TorontoBoy - You're saying that your robots.txt disallows BLEXbot...
User-agent: BLEXBot
Disallow: /
...but the bot goes on to make requests anyway?

They say:
we of course take any request to desist crawling any site... If this is the case for you please don't hesitate to contact us at customercare@webmeup.com
So if you don't want them to crawl your site, try emailing them. They will need your site's IP address in addition to your domain name.

Give it 30 days and let us know if that worked, eh?

lucy24

5:37 am on May 6, 2017 (gmt 0)

WebmasterWorld Senior Member 10+ Year Member Top Contributors Of The Month



I allow anyone to read my robots.txt, but then send them 403s.

Yes, fine, but what does your robots.txt say about BLEXBot?

running a bot that stupid should have ramifications

That belongs on a bumper sticker :)

TorontoBoy

12:24 pm on May 6, 2017 (gmt 0)

5+ Year Member Top Contributors Of The Month



I really find robots.txt near useless, totally ineffective and outdated guideline. Most bots either ignore it, or read it to find out where they are not supposed to go and then purposely go there. Robots.txt is the stop sign that everyone does a rolling stop through.

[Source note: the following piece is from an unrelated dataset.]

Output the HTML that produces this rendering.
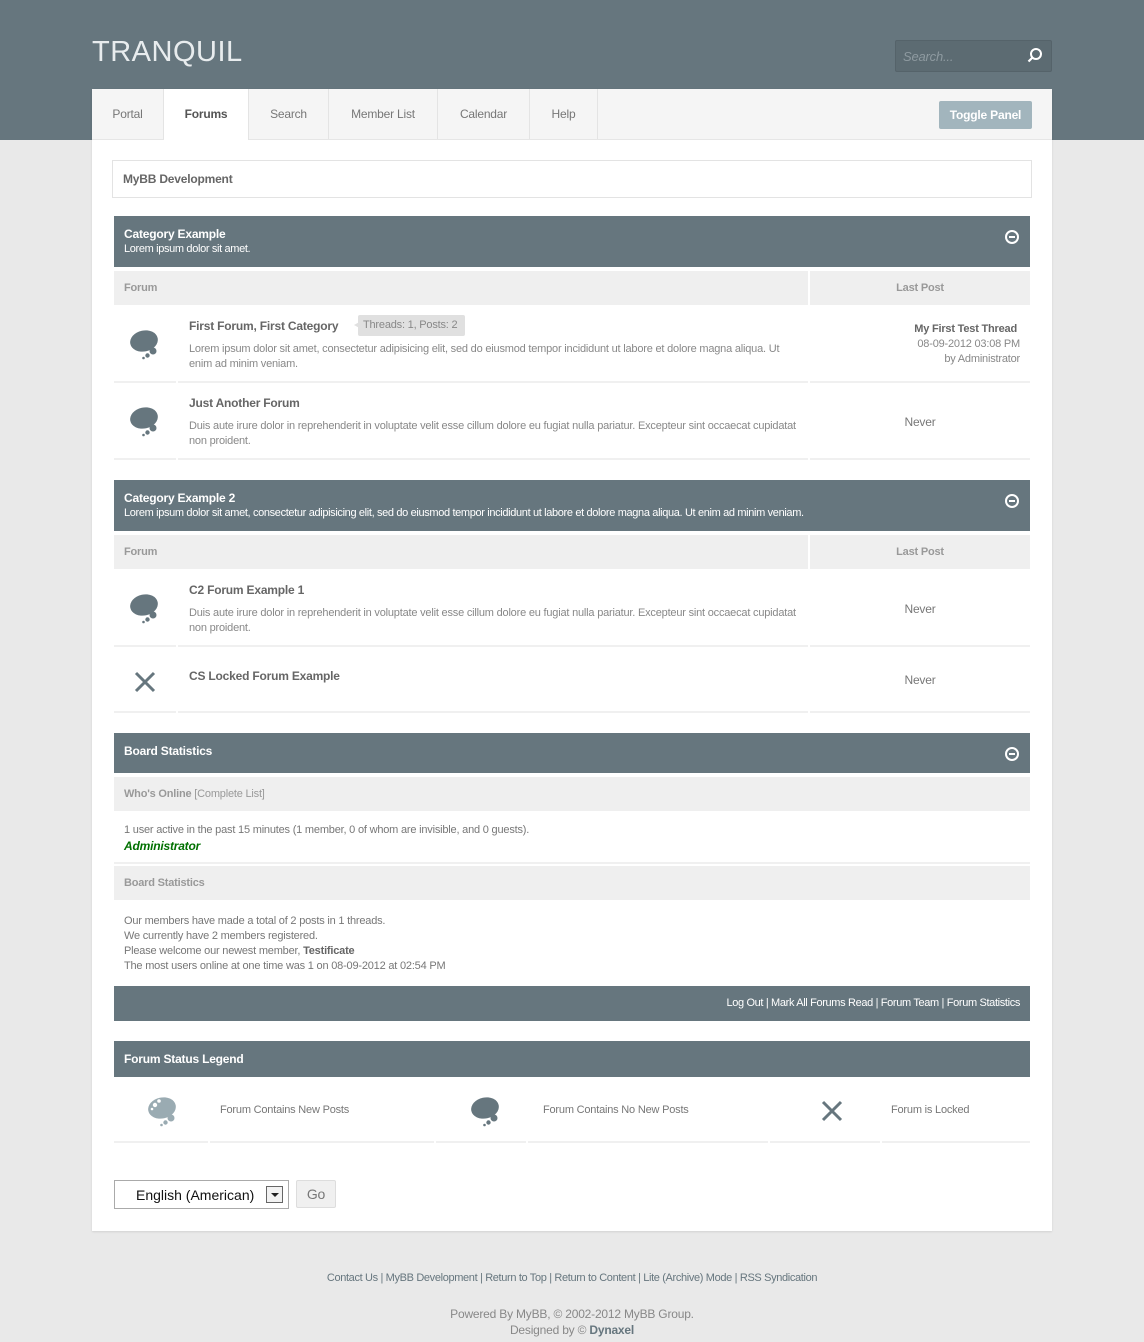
<!DOCTYPE html>
<html><head><meta charset="utf-8"><style>
*{margin:0;padding:0;box-sizing:border-box}
body{width:1144px;height:1342px;background:#e9e9e9;font-family:"Liberation Sans",Arial,sans-serif;color:#777;position:relative;overflow:hidden;letter-spacing:-0.2px}
.a{position:absolute}
.hdr{left:0;top:0;width:1144px;height:140px;background:#66767e}
.logo{left:92px;top:36px;font-size:29px;color:#e8ecee;letter-spacing:0.5px;font-weight:normal}
.search{left:895px;top:40px;width:157px;height:32px;background:#5c6b72;border:1px solid #55636a;border-radius:2px}
.search span{position:absolute;left:7px;top:8px;font-style:italic;color:#8e9aa0;font-size:13px}
.wrap{left:92px;top:89px;width:960px;height:1142px;background:#fff;box-shadow:0 1px 2px rgba(0,0,0,.1)}
.nav{left:92px;top:89px;width:960px;height:51px;background:#f5f5f5;border-bottom:1px solid #e6e6e6}
.tab{position:absolute;top:0;height:50px;line-height:51px;text-align:center;font-size:12px;color:#777;border-right:1px solid #e4e4e4}
.tab.on{background:#fff;color:#555;font-weight:bold;height:51px}
.toggle{left:939px;top:101px;width:93px;height:28px;background:#a2b5bd;color:#fff;font-weight:bold;font-size:12px;line-height:28px;text-align:center;border-radius:2px}
.bc{left:112px;top:160px;width:920px;height:38px;border:1px solid #e3e3e3;font-size:12px;font-weight:bold;color:#666;padding:11px 0 0 10px}
.cat{left:114px;width:916px;background:#66767e;color:#fff}
.cat b{position:absolute;left:10px;font-size:12px}
.cat i{position:absolute;left:10px;font-style:normal;font-size:11px;letter-spacing:-0.35px}
.th{background:#efefef;font-size:11px;font-weight:bold;color:#999;height:34px;line-height:34px}
.t{font-size:12px;font-weight:bold;color:#666}
.d{font-size:11px;color:#888;line-height:15px}
.ln{height:2px;background:#f0f0f0}
.min{width:14px;height:14px;border:2px solid #fff;border-radius:50%}
.min:after{content:"";position:absolute;left:2px;top:4px;width:6px;height:2px;background:#fff}
.s{font-size:11px;color:#777}
</style></head><body>
<div class="a hdr"></div>
<div class="a logo">TRANQUIL</div>
<div class="a search"><span>Search...</span>
<svg class="a" style="left:130px;top:6px" width="18" height="18" viewBox="0 0 18 18"><circle cx="10" cy="7" r="5" fill="none" stroke="#fff" stroke-width="2"/><line x1="6.5" y1="10.5" x2="2.5" y2="14.5" stroke="#fff" stroke-width="2.2"/></svg></div>
<div class="a wrap"></div>
<div class="a nav">
<div class="tab" style="left:0;width:72px">Portal</div>
<div class="tab on" style="left:72px;width:85px">Forums</div>
<div class="tab" style="left:157px;width:80px">Search</div>
<div class="tab" style="left:237px;width:109px">Member List</div>
<div class="tab" style="left:346px;width:92px">Calendar</div>
<div class="tab" style="left:438px;width:68px">Help</div>
</div>
<div class="a toggle">Toggle Panel</div>
<div class="a bc">MyBB Development</div>

<div class="a cat" style="top:216px;height:51px"><b style="top:11px">Category Example</b><i style="top:27px">Lorem ipsum dolor sit amet.</i><div class="a min" style="left:891px;top:14px"></div></div>
<div class="a th" style="left:114px;top:271px;width:694px;padding-left:10px">Forum</div>
<div class="a th" style="left:810px;top:271px;width:220px;text-align:center">Last Post</div>

<svg class="a" style="left:125px;top:323px" width="40" height="40" viewBox="125 323 40 40"><ellipse cx="144" cy="341" rx="14" ry="10.5" transform="rotate(-12 144 341)" fill="#66767e"/><circle cx="153" cy="351" r="3.5" fill="#66767e"/><circle cx="147.5" cy="355.5" r="2.2" fill="#66767e"/><circle cx="143.5" cy="358" r="1.3" fill="#66767e"/></svg>
<div class="a t" style="left:189px;top:319px">First Forum, First Category</div>
<div class="a" style="left:349px;top:320px;width:0;height:0;border:5px solid transparent;border-right:9px solid #e0e0e0"></div>
<div class="a" style="left:358px;top:315px;width:107px;height:21px;background:#e0e0e0;font-size:11px;color:#888;line-height:21px;padding-left:5px;border-radius:2px">Threads: 1, Posts: 2</div>
<div class="a d" style="left:189px;top:342px;width:610px">Lorem ipsum dolor sit amet, consectetur adipisicing elit, sed do eiusmod tempor incididunt ut labore et dolore magna aliqua. Ut enim ad minim veniam.</div>
<div class="a t" style="left:810px;top:323px;width:207px;text-align:right;font-size:11px">My First Test Thread</div>
<div class="a d" style="left:810px;top:337px;width:210px;text-align:right">08-09-2012 03:08 PM<br>by Administrator</div>
<div class="a ln" style="left:114px;top:381px;width:62px"></div><div class="a ln" style="left:178px;top:381px;width:630px"></div><div class="a ln" style="left:810px;top:381px;width:220px"></div>

<svg class="a" style="left:125px;top:400px" width="40" height="40" viewBox="125 323 40 40"><ellipse cx="144" cy="341" rx="14" ry="10.5" transform="rotate(-12 144 341)" fill="#66767e"/><circle cx="153" cy="351" r="3.5" fill="#66767e"/><circle cx="147.5" cy="355.5" r="2.2" fill="#66767e"/><circle cx="143.5" cy="358" r="1.3" fill="#66767e"/></svg>
<div class="a t" style="left:189px;top:396px">Just Another Forum</div>
<div class="a d" style="left:189px;top:419px;width:610px">Duis aute irure dolor in reprehenderit in voluptate velit esse cillum dolore eu fugiat nulla pariatur. Excepteur sint occaecat cupidatat non proident.</div>
<div class="a" style="left:810px;top:415px;width:220px;text-align:center;font-size:12px;color:#777">Never</div>
<div class="a ln" style="left:114px;top:458px;width:62px"></div><div class="a ln" style="left:178px;top:458px;width:630px"></div><div class="a ln" style="left:810px;top:458px;width:220px"></div>

<div class="a cat" style="top:480px;height:51px"><b style="top:11px">Category Example 2</b><i style="top:27px">Lorem ipsum dolor sit amet, consectetur adipisicing elit, sed do eiusmod tempor incididunt ut labore et dolore magna aliqua. Ut enim ad minim veniam.</i><div class="a min" style="left:891px;top:14px"></div></div>
<div class="a th" style="left:114px;top:535px;width:694px;padding-left:10px">Forum</div>
<div class="a th" style="left:810px;top:535px;width:220px;text-align:center">Last Post</div>

<svg class="a" style="left:125px;top:587px" width="40" height="40" viewBox="125 323 40 40"><ellipse cx="144" cy="341" rx="14" ry="10.5" transform="rotate(-12 144 341)" fill="#66767e"/><circle cx="153" cy="351" r="3.5" fill="#66767e"/><circle cx="147.5" cy="355.5" r="2.2" fill="#66767e"/><circle cx="143.5" cy="358" r="1.3" fill="#66767e"/></svg>
<div class="a t" style="left:189px;top:583px">C2 Forum Example 1</div>
<div class="a d" style="left:189px;top:606px;width:610px">Duis aute irure dolor in reprehenderit in voluptate velit esse cillum dolore eu fugiat nulla pariatur. Excepteur sint occaecat cupidatat non proident.</div>
<div class="a" style="left:810px;top:602px;width:220px;text-align:center;font-size:12px">Never</div>
<div class="a ln" style="left:114px;top:645px;width:62px"></div><div class="a ln" style="left:178px;top:645px;width:630px"></div><div class="a ln" style="left:810px;top:645px;width:220px"></div>

<svg class="a" style="left:133px;top:670px" width="24" height="24" viewBox="0 0 24 24"><path d="M3 3L21 21M21 3L3 21" stroke="#66767e" stroke-width="3"/></svg>
<div class="a t" style="left:189px;top:669px">CS Locked Forum Example</div>
<div class="a" style="left:810px;top:673px;width:220px;text-align:center;font-size:12px">Never</div>
<div class="a ln" style="left:114px;top:711px;width:62px"></div><div class="a ln" style="left:178px;top:711px;width:630px"></div><div class="a ln" style="left:810px;top:711px;width:220px"></div>

<div class="a cat" style="top:733px;height:40px"><b style="top:11px">Board Statistics</b><div class="a min" style="left:891px;top:14px"></div></div>
<div class="a th" style="left:114px;top:777px;width:916px;padding-left:10px">Who's Online <span style="font-weight:normal">[Complete List]</span></div>
<div class="a s" style="left:124px;top:824px">1 user active in the past 15 minutes (1 member, 0 of whom are invisible, and 0 guests).</div>
<div class="a" style="left:124px;top:839px;font-size:12px;font-weight:bold;font-style:italic;color:#007000">Administrator</div>
<div class="a ln" style="left:114px;top:862px;width:916px"></div>
<div class="a th" style="left:114px;top:866px;width:916px;padding-left:10px">Board Statistics</div>
<div class="a s" style="left:124px;top:914px;line-height:15px">Our members have made a total of 2 posts in 1 threads.<br>We currently have 2 members registered.<br>Please welcome our newest member, <b style="color:#666">Testificate</b><br>The most users online at one time was 1 on 08-09-2012 at 02:54 PM</div>
<div class="a cat" style="top:986px;height:35px"><div class="a" style="right:10px;top:11px;font-size:11px;color:#fff;letter-spacing:-0.35px">Log Out | Mark All Forums Read | Forum Team | Forum Statistics</div></div>

<div class="a cat" style="top:1041px;height:36px"><b style="top:11px">Forum Status Legend</b></div>
<svg class="a" style="left:143px;top:1090px" width="40" height="40" viewBox="125 323 40 40"><ellipse cx="144" cy="341" rx="14" ry="10.5" transform="rotate(-12 144 341)" fill="#9aabb2"/><circle cx="153" cy="351" r="3.5" fill="#9aabb2"/><circle cx="147.5" cy="355.5" r="2.2" fill="#9aabb2"/><circle cx="143.5" cy="358" r="1.3" fill="#9aabb2"/><circle cx="137" cy="338" r="2.2" fill="#fff"/><circle cx="141" cy="334" r="1.8" fill="#fff"/><circle cx="134" cy="342" r="1.3" fill="#fff"/></svg>
<div class="a s" style="left:220px;top:1104px">Forum Contains New Posts</div>
<svg class="a" style="left:466px;top:1090px" width="40" height="40" viewBox="125 323 40 40"><ellipse cx="144" cy="341" rx="14" ry="10.5" transform="rotate(-12 144 341)" fill="#66767e"/><circle cx="153" cy="351" r="3.5" fill="#66767e"/><circle cx="147.5" cy="355.5" r="2.2" fill="#66767e"/><circle cx="143.5" cy="358" r="1.3" fill="#66767e"/></svg>
<div class="a s" style="left:543px;top:1104px">Forum Contains No New Posts</div>
<svg class="a" style="left:820px;top:1099px" width="24" height="24" viewBox="0 0 24 24"><path d="M3 3L21 21M21 3L3 21" stroke="#66767e" stroke-width="3"/></svg>
<div class="a s" style="left:891px;top:1104px">Forum is Locked</div>
<div class="a ln" style="left:114px;top:1141px;width:94px"></div><div class="a ln" style="left:210px;top:1141px;width:224px"></div><div class="a ln" style="left:436px;top:1141px;width:90px"></div><div class="a ln" style="left:528px;top:1141px;width:240px"></div><div class="a ln" style="left:770px;top:1141px;width:110px"></div><div class="a ln" style="left:882px;top:1141px;width:148px"></div>

<div class="a" style="left:114px;top:1180px;width:175px;height:29px;border:1px solid #aaa;font-size:14px;color:#111;padding:6px 0 0 21px;letter-spacing:0">English (American)
<div class="a" style="left:151px;top:5px;width:17px;height:17px;border:1px solid #666;background:#f2f2f2"><div class="a" style="left:4px;top:6px;border:4px solid transparent;border-top:4px solid #222;width:0;height:0"></div></div></div>
<div class="a" style="left:296px;top:1180px;width:40px;height:28px;background:#f0f0f0;border:1px solid #ddd;font-size:14px;color:#777;text-align:center;line-height:27px;border-radius:2px">Go</div>

<div class="a" style="left:0;top:1272px;width:1144px;text-align:center;font-size:11px;color:#66767e;letter-spacing:-0.35px">Contact Us | MyBB Development | Return to Top | Return to Content | Lite (Archive) Mode | RSS Syndication</div>
<div class="a" style="left:0;top:1306px;width:1144px;text-align:center;font-size:12px;color:#888;line-height:16px">Powered By MyBB, © 2002-2012 MyBB Group.<br>Designed by © <b style="color:#66767e">Dynaxel</b></div>
</body></html>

I'll add them to my robots.txt and in 30 days we'll see.

Contacting each rogue bot owner or host is a lot of work and I find it rarely works. Bots should be smart enough to know that if you are receiving a mouthful of 403s you really should go elsewhere. There are too many rogue bots to try to contact, way too many. We cannot even get bot owners to self-identify, most prefer to hide behind the anonymity of Mozilla. Most don't read the robots.txt, so I don't usually bother synching my robots.txt to my ban list.

lucy24

7:49 pm on May 6, 2017 (gmt 0)

WebmasterWorld Senior Member 10+ Year Member Top Contributors Of The Month



I'll add them to my robots.txt

So they were guilty of ignoring a directive that doesn’t exist? Imagine the brazen nerve of them.

keyplyr

7:58 pm on May 8, 2017 (gmt 0)

WebmasterWorld Senior Member 10+ Year Member Top Contributors Of The Month



Since they haven't taken any measures to correct their crawl, I just disallowed BLEXBot via robots.txt. We'll try that and see what happens.

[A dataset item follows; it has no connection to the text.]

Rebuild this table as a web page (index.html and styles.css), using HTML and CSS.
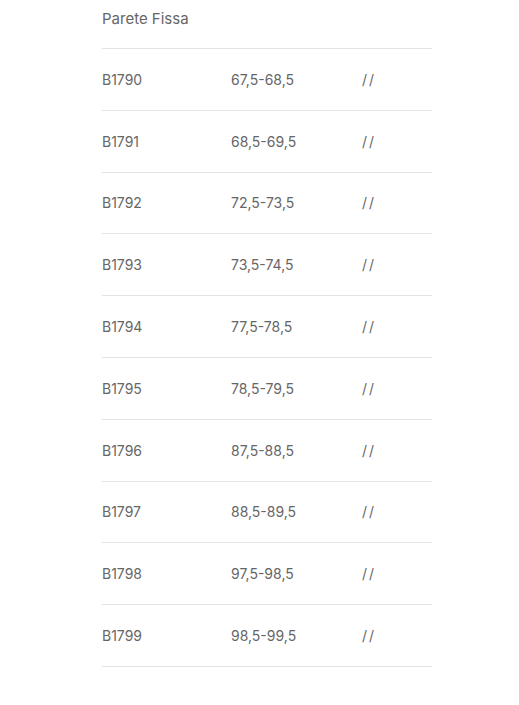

I really find robots.txt near useless, totally ineffective and outdated guideline. Most bots either ignore it, or read it to find out where they are not supposed to go and then purposely go there. Robots.txt is the stop sign that everyone does a rolling stop through.
Well that's pretty much always been the case. That's why it works so well for filtering. Good bots support it, bad bots don't. It's just that there were fewer bad bots a few years ago.

lucy24

10:07 pm on May 8, 2017 (gmt 0)

WebmasterWorld Senior Member 10+ Year Member Top Contributors Of The Month



Since they haven't taken any measures to correct their crawl,

Aw, phooey. I thought they'd finally got it fixed, based on yesterday's log wrangling, but I guess they were just taking the weekend off. I ran over to take a look, and today's logs are filled with
148.251.244.204 - - [08/May/2017:04:10:27 -0700] "GET /ebooks/hhtravel/023183.html HTTP/1.1" 404 1462 "-" "Mozilla/5.0 (compatible; BLEXBot/1.0; +http://webmeup-crawler.com/)" 
148.251.244.204 - - [08/May/2017:04:11:06 -0700] "GET /ebooks/hhtravel/023201.html HTTP/1.1" 404 1463 "-" "Mozilla/5.0 (compatible; BLEXBot/1.0; +http://webmeup-crawler.com/)"
148.251.244.204 - - [08/May/2017:04:11:28 -0700] "GET /ebooks/hhtravel/023216.html HTTP/1.1" 404 1463 "-" "Mozilla/5.0 (compatible; BLEXBot/1.0; +http://webmeup-crawler.com/)"
148.251.244.204 - - [08/May/2017:04:11:36 -0700] "GET /ebooks/hhtravel/023217.html HTTP/1.1" 404 1463 "-" "Mozilla/5.0 (compatible; BLEXBot/1.0; +http://webmeup-crawler.com/)"
148.251.244.204 - - [08/May/2017:04:11:40 -0700] "GET /ebooks/hhtravel/023234.html HTTP/1.1" 404 1463 "-" "Mozilla/5.0 (compatible; BLEXBot/1.0; +http://webmeup-crawler.com/)"
148.251.244.204 - - [08/May/2017:04:11:44 -0700] "GET /ebooks/hhtravel/023236.html HTTP/1.1" 404 1463 "-" "Mozilla/5.0 (compatible; BLEXBot/1.0; +http://webmeup-crawler.com/)"
... which, incidentally, suggests that somebody out there has some really, really useless URLs. (They're not dates, which would have been the only possible justification.)